Enlarge / The last screen adaptation of
Dune was this Sci-Fi miniseries, which debuted in 2000. (credit: Sean Gallup/Newsmakers/Getty Images)
Via the good people at
io9, my attention was drawn this morning to news that
Dune is coming back to the silver screen. This is probably old news to many of you; we've known for a while that the man at the helm is Denis Villeneuve, fresh off
Blade Runner 2049 (a worthy sequel to most everyone's favorite futuristic film noir), and just this week
Deadline pegged a certain young Hollywood heartthrob for Atreides
.
The latest news, however, is that Brian Herbert—son of
Dune author Frank Herbert and an author in his own right—
revealed that the first script will only focus on the first half of the novel. This confirms
an earlier report that Villeneuve plans to adapt the book across two movies.
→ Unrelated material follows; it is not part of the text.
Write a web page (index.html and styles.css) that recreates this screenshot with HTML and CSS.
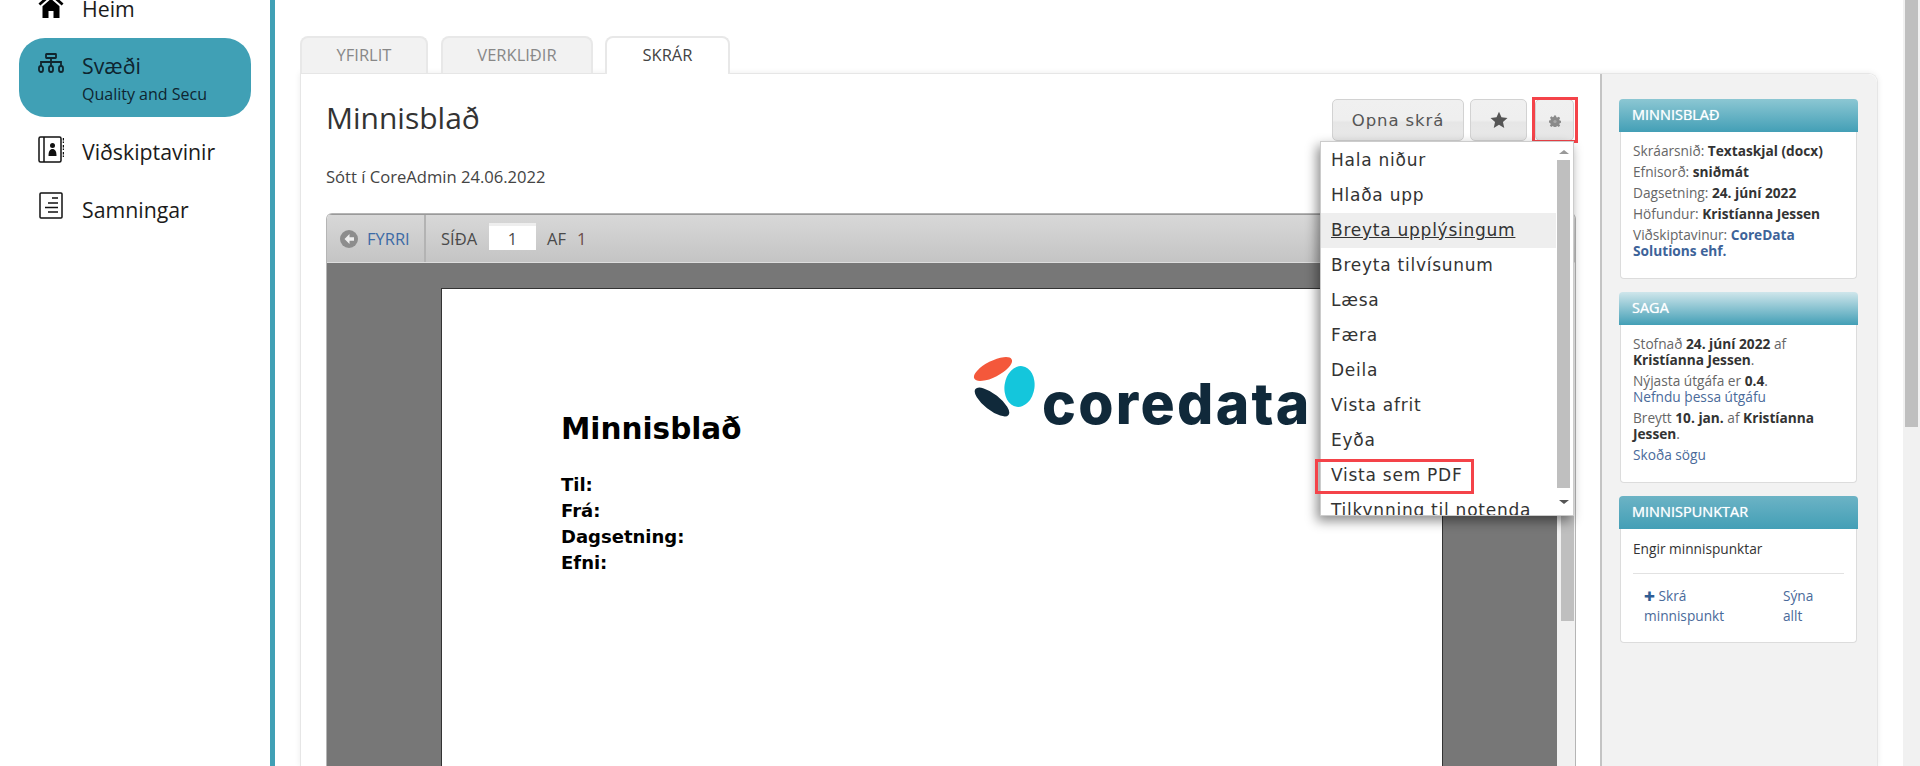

Herbert's epic sci-fi novel is set far off in the future—about 20,000 years from now—and it tells the story of an intergalactic power struggle between different noble houses to control a substance called melange, which makes interstellar travel possible. (That's massively underselling things, but you try summarizing a 400-page novel in one sentence.) Published in 1965, it has gone on to have a huge influence in popular culture; here at Ars, our favorite descendants are Fatboy Slim's "
Weapon of Choice" and the frequent references to the
litany of fear by Peter Puppy in the Earthworm Jim cartoons. (The recreation of
Dune using gummy worms gets a notable mention.)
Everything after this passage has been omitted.